Pertanyaannya, bisakah CCTV dijadikan alat bukti? Jika bisa, CCTV akan ditempatkan menjadi yang primer atau sekunder? Bagi Mudzakkir, ahli hukum pidana Universitas Islam Indonesia (UII) Yogyakarta, hasil rekaman CCTV tidak dapat dijadikan alat bukti utama alias primer. CCTV hanya merupakan alat bukti sekunder.
"Enggak bisa dipakai tanpa alat bukti yang lain, alat bukti primer. Tindak pidana utamanya harus dibuktikan berdasarkan alat bukti yang digunakan untuk kejahatan itu sendiri. Tidak bisa hanya sekunder," ujar Mudzakkir ketika bersaksi di PN Jakarta Pusat, Senin, 26 September 2016.
Menurut Mudzakkir, alat bukti primer dalam kasus Jessica adalah racun sianida. Mendengar hal itu, Ketua Majelis Hakim Kisworo kemudian menanyakan mengenai barang bukti dalam kasus pembunuhan Mirna. Di mana racun sianida semestinya menjadi alat bukti primer kasus pembunuhan ini.
"Kalau racun, barang bukti itu mana? Di dalam tubuh atau di dalam gelas?" tanya Kisworo kepada ahli. Tak ingin terbawa dengan metode pembunuhan, Mudzakkir lebih menekankan untuk memastikan terlebih dahulu penyebab kematian Mirna.
"Tutup semuanya (dugaan Mirna diracun). Akan dibuka dengan autopsi. Satu per satu buka, baru nanti akan dinyatakan (kematian) ini disebabkan racun atau bukan," jawab Mudzakkir.
Dalam kesempatan yang sama, Mudzakkir juga memberikan sebuah analogi kasus untuk memperjelas apa yang dimaksudkannya.
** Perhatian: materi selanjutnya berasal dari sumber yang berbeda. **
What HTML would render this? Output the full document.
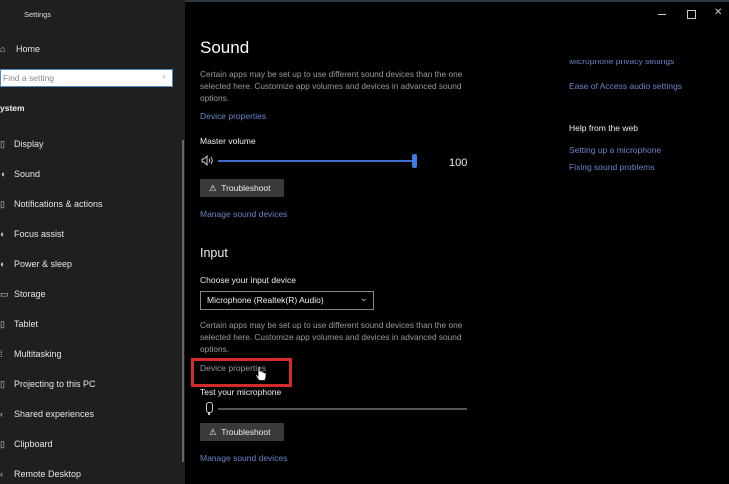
<!DOCTYPE html>
<html><head><style>
body{margin:0;width:729px;height:484px;background:#000;position:relative;overflow:hidden;font-family:"Liberation Sans",sans-serif;color:#fff}
.a{position:absolute;white-space:nowrap}
#side{position:absolute;left:0;top:0;width:185px;height:484px;background:#1f1f1f}
.it{position:absolute;left:14px;font-size:9px;color:#e6e6e6}
.ic{position:absolute;left:0;font-size:9px;color:#ccc}
.p{font-size:8.3px;color:#9a9a9a;line-height:12px}
.lk{font-size:8.5px;color:#6b84c8}
.btn{position:absolute;background:#3a3a3a;height:18px;width:84px;font-size:8.5px;color:#eee;line-height:18px}
</style></head><body>
<div style="position:absolute;left:0;top:0;width:729px;height:2px;background:#2b3a40"></div>
<div id="side">
<div class="a" style="left:24px;top:10px;font-size:7.5px;color:#ddd">Settings</div>
<div class="ic a" style="top:44px">⌂</div>
<div class="it a" style="left:16px;top:44px">Home</div>
<div style="position:absolute;left:0;top:69px;width:173px;height:18px;background:#fff;border:1px solid #4a8ab8;box-sizing:border-box"></div>
<div class="a" style="left:3px;top:73px;font-size:8.5px;color:#888">Find a setting</div>
<div class="a" style="left:162px;top:72px;font-size:8px;color:#999">⌕</div>
<div class="a" style="left:0;top:103px;font-size:8.5px;font-weight:bold;color:#eee">ystem</div>
<div class="it a" style="top:139px">Display</div>
<div class="it a" style="top:169px">Sound</div>
<div class="it a" style="top:199px">Notifications &amp; actions</div>
<div class="it a" style="top:229px">Focus assist</div>
<div class="it a" style="top:259px">Power &amp; sleep</div>
<div class="it a" style="top:289px">Storage</div>
<div class="it a" style="top:319px">Tablet</div>
<div class="it a" style="top:349px">Multitasking</div>
<div class="it a" style="top:379px">Projecting to this PC</div>
<div class="it a" style="top:409px">Shared experiences</div>
<div class="it a" style="top:439px">Clipboard</div>
<div class="it a" style="top:469px">Remote Desktop</div>
<div class="ic a" style="top:139px">▯</div><div class="ic a" style="top:169px">◖</div><div class="ic a" style="top:199px">▯</div><div class="ic a" style="top:229px">◐</div><div class="ic a" style="top:259px">◐</div><div class="ic a" style="top:289px">▭</div><div class="ic a" style="top:319px">▯</div><div class="ic a" style="top:349px">⁞</div><div class="ic a" style="top:379px">▯</div><div class="ic a" style="top:409px">‹</div><div class="ic a" style="top:439px">▯</div><div class="ic a" style="top:469px">‹</div>
<div style="position:absolute;left:182px;top:140px;width:2px;height:322px;background:#666"></div>
</div>
<div class="a" style="left:200px;top:38px;font-size:17px;color:#fff">Sound</div>
<div class="a p" style="left:200px;top:68px">Certain apps may be set up to use different sound devices than the one<br>selected here. Customize app volumes and devices in advanced sound<br>options.</div>
<div class="a lk" style="left:200px;top:111px">Device properties</div>
<div class="a" style="left:200px;top:136px;font-size:8.5px;color:#eee">Master volume</div>
<svg style="position:absolute;left:201px;top:155px" width="14" height="11" viewBox="0 0 14 11" fill="none" stroke="#ccc" stroke-width="1"><path d="M1 4h2l3-3v9l-3-3H1z"/><path d="M8 3.5q1.5 2 0 4M10 2q2.5 3.5 0 7"/></svg>
<div style="position:absolute;left:218px;top:160px;width:197px;height:2px;background:#3d6fd0"></div>
<div style="position:absolute;left:412px;top:154px;width:5px;height:14px;border-radius:2px;background:#3d7ee0"></div>
<div class="a" style="left:449px;top:157px;font-size:11px;color:#eee">100</div>
<div class="btn" style="left:200px;top:179px"><span style="margin-left:9px">⚠</span>&nbsp; Troubleshoot</div>
<div class="a lk" style="left:200px;top:209px">Manage sound devices</div>
<div class="a" style="left:200px;top:246px;font-size:12.5px;color:#eee">Input</div>
<div class="a" style="left:200px;top:275px;font-size:8.5px;color:#eee">Choose your input device</div>
<div style="position:absolute;left:200px;top:291px;width:174px;height:19px;border:1px solid #888;box-sizing:border-box"></div>
<div class="a" style="left:207px;top:295px;font-size:8.5px;color:#eee">Microphone (Realtek(R) Audio)</div>
<div class="a" style="left:360px;top:293px;font-size:9px;color:#ccc">⌄</div>
<div class="a p" style="left:200px;top:319px">Certain apps may be set up to use different sound devices than the one<br>selected here. Customize app volumes and devices in advanced sound<br>options.</div>
<div class="a" style="left:200px;top:363px;font-size:8.5px;color:#9a9a9a">Device properties</div>
<div style="position:absolute;left:191px;top:358px;width:101px;height:29px;border:3px solid #d42a2a;box-sizing:border-box"></div>
<svg style="position:absolute;left:255px;top:367px" width="12" height="15" viewBox="0 0 12 15"><path d="M3 1.5v7.5l-1.5-1.5q-1.5 0-0.5 1.5l3 4.5h6l1-4v-3q0-1-1-1t-1 1v-1q0-1-1-1t-1 1v-1q0-1-1-1t-1 1v-4q0-1-1-1t-1 1z" fill="#fff" stroke="#000" stroke-width="0.8"/></svg>
<div class="a" style="left:200px;top:387px;font-size:8.5px;color:#eee">Test your microphone</div>
<div style="position:absolute;left:206px;top:402px;width:5px;height:9px;border:1px solid #ccc;border-radius:3px"></div>
<div style="position:absolute;left:208px;top:412px;width:2px;height:3px;background:#ccc"></div>
<div style="position:absolute;left:218px;top:408px;width:249px;height:2px;background:#555"></div>
<div class="btn" style="left:200px;top:423px"><span style="margin-left:9px">⚠</span>&nbsp; Troubleshoot</div>
<div class="a lk" style="left:200px;top:453px">Manage sound devices</div>
<div class="a lk" style="left:569px;top:56px;clip-path:inset(4px 0 0 0)">Microphone privacy settings</div>
<div class="a lk" style="left:569px;top:81px">Ease of Access audio settings</div>
<div class="a" style="left:569px;top:123px;font-size:8.5px;color:#eee">Help from the web</div>
<div class="a lk" style="left:569px;top:145px">Setting up a microphone</div>
<div class="a lk" style="left:569px;top:162px">Fixing sound problems</div>
<div style="position:absolute;left:658px;top:14px;width:8px;height:1px;background:#ccc"></div>
<div style="position:absolute;left:687px;top:10px;width:7px;height:7px;border:1px solid #ccc"></div>
<div class="a" style="left:714px;top:7px;font-size:10px;color:#ccc">✕</div>
</body></html>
"Contoh orang ditembak, jatuh, lalu terbentur batu. Matinya karena tembakan atau karena benturan batu? Dia jatuh karena ditembak atau karena punya sakit jantung yang membuat dia sampai jatuh dan akhirnya membentur batu?" Mudzakkir memberi pandangan lainnya.
Ahli Hukum Pidana Universitas Gadjah Mada (UGM) Edward Omar Sharif Hiariej memberikan penilai berbeda soal CCTV yang tidak tercakup dalam KUHP. Di KUHP disebutkan, yang menjadi alat bukti adalah surat, keterangan ahli, dan terdakwa. Namun, pria yang akrab disapa Eddy, menilai hal itu berbeda.
"Yang mulia, ketika kita bicara mengenai alat bukti itu melekat dengan perkara. KUHAP hanya mengatakan sesuai ataupun kejadian, minimal harus ada kesesuaian," ucap Eddy di PN Jakpus, Kamis, 25 Agustus 2016.
Kesesuaian dan melekat dengan perkara tersebut, tafsir Eddy, dapat diperoleh dari alat petunjuk, sebagai penguat alat bukti. "Alat bukti petunjuk ini, sesuai dengan melekat. Jadi apapun itu masuk ke dalam konteks pentunjuk," Eddy mengungkapkan.
Saat ditegaskan, oleh Majelis Hakim bahwa saksi ahli menafsirkan bahwa CCTV diperbolehkan, ia pun menegaskan hal tersebut. "Iya, dapat dimasukkan apa pun itu," Eddy menegaskan.